Explore the Income Holdings Library

Enbridge is one of several Canadian infrastructure income holdings that appear regularly in income portfolios. If you are researching this category — pipelines, regulated utilities, REITs — the Income Holdings Library at Prospyr lets you browse by category, filter by structure type, and review the research lenses and tool handoffs for comparable holdings side by side.

No yield data, no buy signals, no rankings — just the income role, the structure, and the questions each holding raises. Browse the library at prospyr.ca/income-holdings to compare ENB with other infrastructure income holdings by the job they do in a portfolio.

Key Takeaways

Enbridge fills the high-yield anchor role in income portfolios — designed to generate eligible dividend income now, not in a decade. It is an infrastructure company, not an energy producer, and its cash flows are more utility-like than commodity-sensitive.

The research questions that matter most are payout sustainability measured against distributable cash flow, debt load relative to contracted cash flow, regulatory risk on future capital projects, and DRIP durability as the share price moves.
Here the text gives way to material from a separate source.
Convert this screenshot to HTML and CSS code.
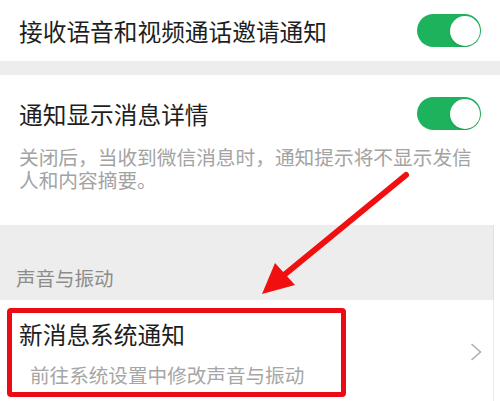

For DRIP-focused investors, it is a commonly DRIP-enrolled position with issuer-assisted reinvestment available. The eligible dividend tax treatment makes it well-suited to a TFSA or non-registered account for Canadian investors.

It is not a growth position, not a short-term hold, and not identical to every income portfolio's needs. Knowing the job the holding does — before deciding whether it belongs in your portfolio — is the starting point for every income research decision.


This content is for informational purposes only and does not constitute licensed financial advice. References to Enbridge (ENB) are for illustrative purposes only and do not constitute a recommendation to buy or sell any security. Tax rules are accurate as of 2026 and may change. Consult a qualified financial advisor before making investment decisions.